Work instructions → Write out word for word each line of the records, beginning at the first and stopping after the line with "</tax-page>". Leave the pictures out.
─── Record excerpts ───
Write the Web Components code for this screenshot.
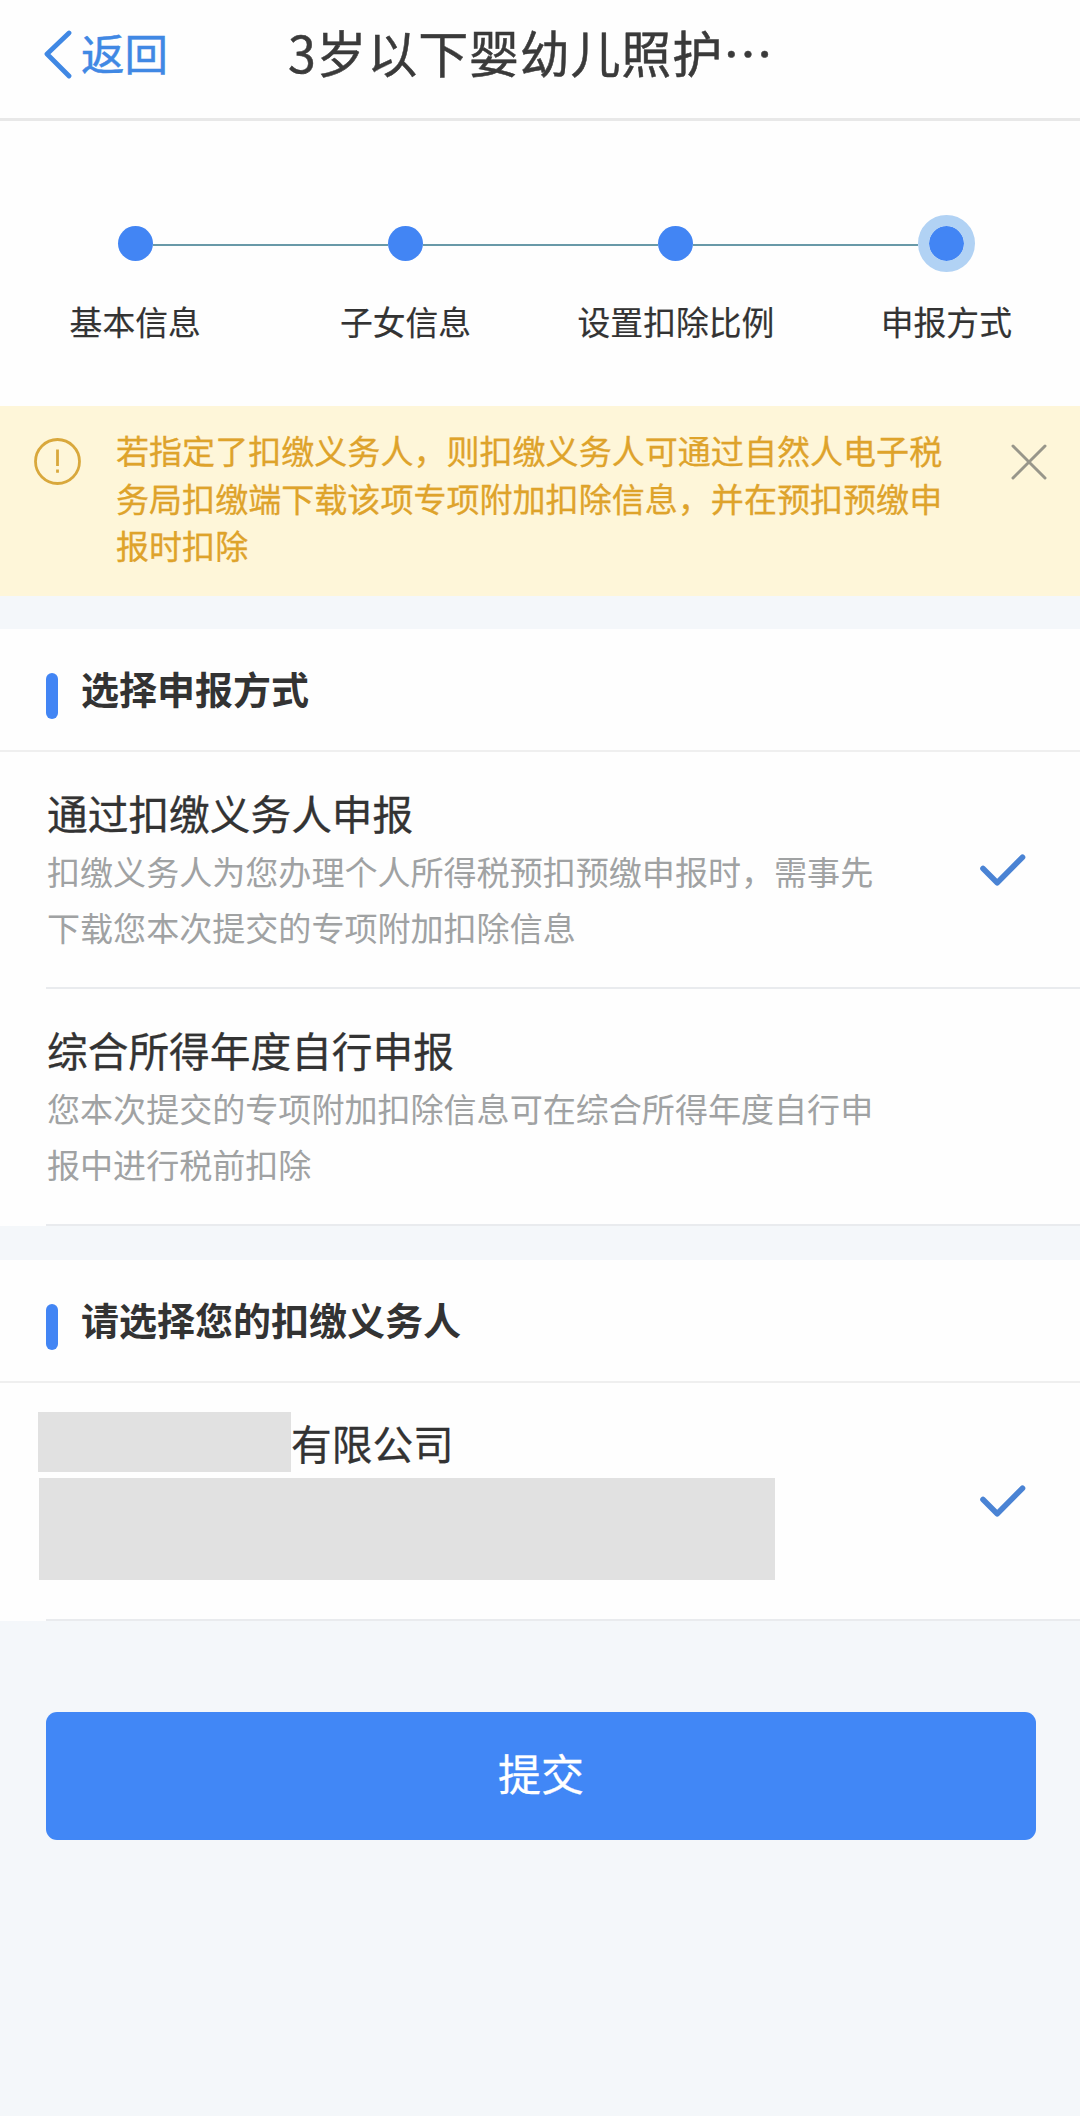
<!DOCTYPE html>
<html lang="zh-CN">
<head>
<meta charset="utf-8">
<title>3岁以下婴幼儿照护</title>
<style>
  html, body { margin: 0; padding: 0; }
  body {
    background: #f4f7fa;
    color: #333;
    font-family: "Noto Sans CJK SC", "Liberation Sans", sans-serif;
  }
</style>
</head>
<body>
<tax-page>
  <nav-header back="返回">3岁以下婴幼儿照护…</nav-header>
  <step-bar>
    <step-item class="first">基本信息</step-item>
    <step-item>子女信息</step-item>
    <step-item>设置扣除比例</step-item>
    <step-item current>申报方式</step-item>
  </step-bar>
  <notice-bar>若指定了扣缴义务人，则扣缴义务人可通过自然人电子税务局扣缴端下载该项专项附加扣除信息，并在预扣预缴申报时扣除</notice-bar>
  <option-section heading="选择申报方式">
    <option-row checked>
      <span slot="title">通过扣缴义务人申报</span>
      扣缴义务人为您办理个人所得税预扣预缴申报时，需事先下载您本次提交的专项附加扣除信息
    </option-row>
    <option-row>
      <span slot="title">综合所得年度自行申报</span>
      您本次提交的专项附加扣除信息可在综合所得年度自行申报中进行税前扣除
    </option-row>
  </option-section>
  <option-section heading="请选择您的扣缴义务人">
    <company-row>有限公司</company-row>
  </option-section>
  <submit-button>提交</submit-button>
</tax-page>

<script>
  function define(name, render) {
    customElements.define(name, class extends HTMLElement {
      connectedCallback() {
        if (this.shadowRoot) return;
        const t = document.createElement('template');
        t.innerHTML = render(this);
        this.attachShadow({ mode: 'open' }).appendChild(t.content.cloneNode(true));
      }
    });
  }

  define('tax-page', () => `
    <style>
      :host { display: flex; flex-direction: column; width: 1080px; min-height: 2116px; background: #f4f7fa; }
    </style>
    <slot></slot>`);

  define('nav-header', el => `
    <style>
      :host { display: flex; box-sizing: border-box; height: 121px; padding-top: 16px; background: #fefefe; border-bottom: 3px solid #e8e8e8; }
      .back { display: flex; box-sizing: border-box; width: 288px; padding-left: 42px; color: #4088e4; font-size: 43.5px; line-height: 73px; -webkit-text-stroke: .5px; }
      svg { display: block; width: 30px; height: 50px; margin: 13px 9px 0 0; }
      .title { color: #3a3a3a; font-size: 50px; line-height: 70px; letter-spacing: .8px; white-space: nowrap; -webkit-text-stroke: .5px; }
    </style>
    <div class="back">
      <svg viewBox="0 0 30 50" fill="none" stroke="currentColor" stroke-width="4.8" stroke-linecap="round" stroke-linejoin="round"><path d="M27 4 5 25 27 47"/></svg>
      <span>${el.getAttribute('back')}</span>
    </div>
    <div class="title"><slot></slot></div>`);

  define('step-bar', () => `
    <style>
      :host { display: flex; box-sizing: border-box; height: 285px; padding-top: 94px; background: #fefefe; }
    </style>
    <slot></slot>`);

  define('step-item', () => `
    <style>
      :host { display: flex; flex-direction: column; flex: 0 0 270.4px; }
      .track { display: flex; align-items: center; height: 57px; }
      .line { flex: 1; height: 2px; margin-top: 3px; background: #6899a8; }
      :host(.first) .line:first-child, :host([current]) .line:last-child { visibility: hidden; }
      .dot { width: 35px; height: 35px; border-radius: 50%; background: #4285f4; }
      :host([current]) .dot { border: 11px solid #b1d2f4; background-clip: padding-box; }
      .label { margin-top: 28px; text-align: center; font-size: 32.8px; line-height: 41px; white-space: nowrap; color: #333; -webkit-text-stroke: .2px; }
    </style>
    <div class="track"><i class="line"></i><i class="dot"></i><i class="line"></i></div>
    <div class="label"><slot></slot></div>`);

  define('notice-bar', () => `
    <style>
      :host { display: flex; align-items: flex-start; box-sizing: border-box; height: 190px; padding: 21px 32px 0 33px; margin-bottom: 33px; background: #fef6d9; color: #dea32b; }
      .info { width: 49px; height: 49px; margin: 10px 34px 0 0; flex: none; }
      .text { width: 830px; font-size: 33.05px; line-height: 47.7px; -webkit-text-stroke: .3px; }
      .close { width: 38px; height: 38px; margin: 16px 0 0 auto; flex: none; }
    </style>
    <svg class="info" viewBox="0 0 49 49" fill="none" stroke="#d9a83c" stroke-width="2.8"><circle cx="24.5" cy="24.5" r="22"/><path d="M24.5 12.5v16.5M24.5 32.5v3.2"/></svg>
    <div class="text"><slot></slot></div>
    <svg class="close" viewBox="0 0 38 38" fill="none" stroke="#98968a" stroke-width="3" stroke-linecap="round"><path d="M3 3 35 35M35 3 3 35"/></svg>`);

  define('option-section', el => `
    <style>
      :host { display: block; background: #fefefe; margin-bottom: 34px; }
      .head { display: flex; align-items: flex-start; box-sizing: border-box; height: 123px; padding: 0 46px; border-bottom: 2px solid #efefef; }
      .bar { width: 12px; height: 46px; margin-top: 44px; border-radius: 6px; background: #4285f4; }
      h2 { margin: 34px 0 0 23px; font-size: 38px; line-height: 50px; font-weight: 700; color: #333; }
    </style>
    <div class="head"><i class="bar"></i><h2>${el.getAttribute('heading')}</h2></div>
    <slot></slot>`);

  const CHECK = `<svg class="check" viewBox="0 0 48 34" fill="none" stroke="#4a83d4" stroke-width="5.6" stroke-linecap="round" stroke-linejoin="round"><path d="M4 15.5 18.2 29.7 43.5 4.2"/></svg>`;

  define('option-row', el => `
    <style>
      :host { display: flex; align-items: flex-start; box-sizing: border-box; height: 237px; margin-left: 46px; padding: 32px 53px 0 1px; border-bottom: 2px solid #e9ebee; }
      .copy { width: 828px; }
      .title { font-size: 40.7px; line-height: 57px; color: #333; -webkit-text-stroke: .3px; }
      .desc { font-size: 33.05px; line-height: 56px; color: #a0a2a3; margin-top: 2px; }
      .check { width: 48px; height: 34px; margin: 69px 0 0 auto; }
    </style>
    <div class="copy">
      <div class="title"><slot name="title"></slot></div>
      <div class="desc"><slot></slot></div>
    </div>
    ${el.hasAttribute('checked') ? CHECK : ''}`);

  define('company-row', () => `
    <style>
      :host { display: flex; align-items: flex-start; box-sizing: border-box; height: 238px; padding: 29px 53px 0 38px;
        background: linear-gradient(#e9ebee, #e9ebee) 46px 100% / 100% 2px no-repeat; }
      .name { display: flex; height: 60px; font-size: 40.7px; line-height: 62px; color: #333; -webkit-text-stroke: .3px; }
      .mask { background: #e1e1e1; }
      .short { width: 253px; height: 60px; }
      .long { width: 736px; height: 102px; margin: 6px 0 0 1px; }
      .check { width: 48px; height: 34px; margin: 72px 0 0 auto; }
    </style>
    <div>
      <div class="name"><i class="mask short"></i><slot></slot></div>
      <div class="mask long"></div>
    </div>
    ${CHECK}`);

  define('submit-button', () => `
    <style>
      :host { display: block; margin: 57px 44px 0 46px; }
      button { display: block; width: 100%; height: 128px; padding: 0 0 8px; border: 0; border-radius: 11px; background: #4187f6; color: #fff; font-family: inherit; font-size: 43px; line-height: 60px; -webkit-text-stroke: .3px; }
    </style>
    <button type="button"><slot></slot></button>`);
</script>
</body>
</html>
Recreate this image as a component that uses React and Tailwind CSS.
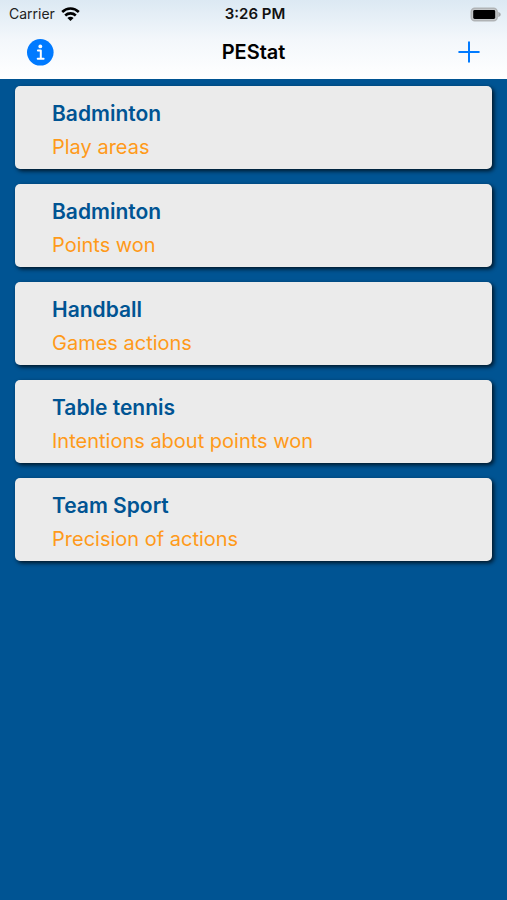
const activities = [
  { sport: "Badminton", topic: "Play areas" },
  { sport: "Badminton", topic: "Points won" },
  { sport: "Handball", topic: "Games actions" },
  { sport: "Table tennis", topic: "Intentions about points won" },
  { sport: "Team Sport", topic: "Precision of actions" },
];

function WifiIcon() {
  return (
    <svg className="h-[14px] w-[19px]" viewBox="0 0 19 14" aria-hidden="true">
      <g fill="none" stroke="#000" strokeWidth="2.6">
        <path d="M1.2 5C5.9 .4 13.1 .4 17.8 5" />
        <path d="M4.2 8.5C7.2 5.7 11.8 5.7 14.8 8.5" />
      </g>
      <path fill="#000" d="M9.5 14 6.4 10.9C8.1 9.3 10.9 9.3 12.6 10.9Z" />
    </svg>
  );
}

function BatteryIcon() {
  return (
    <svg className="h-[15px] w-[31px]" viewBox="0 0 31 15" aria-hidden="true">
      <rect x="1.2" y="1.2" width="26" height="12.6" rx="3.6" fill="#c4c7c9" stroke="#b0b3b5" strokeWidth="1.4" />
      <rect x="3.2" y="3" width="22" height="9" rx="1.4" fill="#000" />
      <path fill="#a6a9ab" d="M28.3 4.8C31.5 6.4 31.5 8.6 28.3 10.2Z" />
    </svg>
  );
}

function InfoIcon() {
  return (
    <svg className="size-[27px]" viewBox="0 0 27 27" aria-hidden="true">
      <circle cx="13.3" cy="13.3" r="13.3" fill="#007aff" />
      <circle cx="13.3" cy="7.4" r="1.9" fill="#fff" />
      <path fill="none" stroke="#fff" strokeWidth="2" strokeLinecap="round" strokeLinejoin="round" d="M10.9 11.5H13.8V19.6M10.7 19.8H16.6" />
    </svg>
  );
}

function PlusIcon() {
  return (
    <svg className="size-[22px]" viewBox="0 0 22 22" aria-hidden="true">
      <path fill="none" stroke="#007aff" strokeWidth="2" strokeLinecap="round" d="M11 1.2V20.8M1.2 11H20.8" />
    </svg>
  );
}

export default function App() {
  return (
    <div className="min-h-screen bg-[#005493] font-['Inter','Liberation_Sans',sans-serif]">
      <header className="bg-linear-to-b from-[#dce9f3] via-[#f3f7fb] to-white pb-[7px]">
        <div className="grid h-7 grid-cols-3 items-center pr-[6px] pl-[9px] text-sm">
          <div className="flex items-center gap-[6px] text-[#222]">
            <span>Carrier</span>
            <WifiIcon />
          </div>
          <time className="text-center text-[15px] font-semibold text-[#111]">3:26 PM</time>
          <div className="flex justify-end">
            <BatteryIcon />
          </div>
        </div>
        <nav className="grid h-11 grid-cols-3 items-center px-[27px] pt-1">
          <button type="button" aria-label="Information" className="justify-self-start">
            <InfoIcon />
          </button>
          <h1 className="text-center text-xl font-semibold">PEStat</h1>
          <button type="button" aria-label="Add" className="justify-self-end">
            <PlusIcon />
          </button>
        </nav>
      </header>
      <main className="px-[15px] pt-[7px] pb-4">
        <ul className="flex flex-col gap-[15px]">
          {activities.map(({ sport, topic }) => (
            <li key={sport + topic}>
              <button
                type="button"
                className="flex h-[83px] w-full flex-col items-start rounded-[5px] bg-[#ebebeb] px-[37px] pt-[14px] text-left shadow-[2px_2px_4px_rgba(0,0,0,0.75)]"
              >
                <span className="text-[21px] leading-7 font-semibold text-[#005493]">{sport}</span>
                <span className="mt-[5px] text-xl leading-7 text-[#ff9a1a]">{topic}</span>
              </button>
            </li>
          ))}
        </ul>
      </main>
    </div>
  );
}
───
Output for this exercise →
Write the Web Components code for this screenshot.
<!DOCTYPE html>
<html lang="zh-CN">
<head>
<meta charset="utf-8">
<title>3岁以下婴幼儿照护</title>
<style>
  html, body { margin: 0; padding: 0; }
  body {
    background: #f4f7fa;
    color: #333;
    font-family: "Noto Sans CJK SC", "Liberation Sans", sans-serif;
  }
</style>
</head>
<body>
<tax-page>
  <nav-header back="返回">3岁以下婴幼儿照护…</nav-header>
  <step-bar>
    <step-item class="first">基本信息</step-item>
    <step-item>子女信息</step-item>
    <step-item>设置扣除比例</step-item>
    <step-item current>申报方式</step-item>
  </step-bar>
  <notice-bar>若指定了扣缴义务人，则扣缴义务人可通过自然人电子税务局扣缴端下载该项专项附加扣除信息，并在预扣预缴申报时扣除</notice-bar>
  <option-section heading="选择申报方式">
    <option-row checked>
      <span slot="title">通过扣缴义务人申报</span>
      扣缴义务人为您办理个人所得税预扣预缴申报时，需事先下载您本次提交的专项附加扣除信息
    </option-row>
    <option-row>
      <span slot="title">综合所得年度自行申报</span>
      您本次提交的专项附加扣除信息可在综合所得年度自行申报中进行税前扣除
    </option-row>
  </option-section>
  <option-section heading="请选择您的扣缴义务人">
    <company-row>有限公司</company-row>
  </option-section>
  <submit-button>提交</submit-button>
</tax-page>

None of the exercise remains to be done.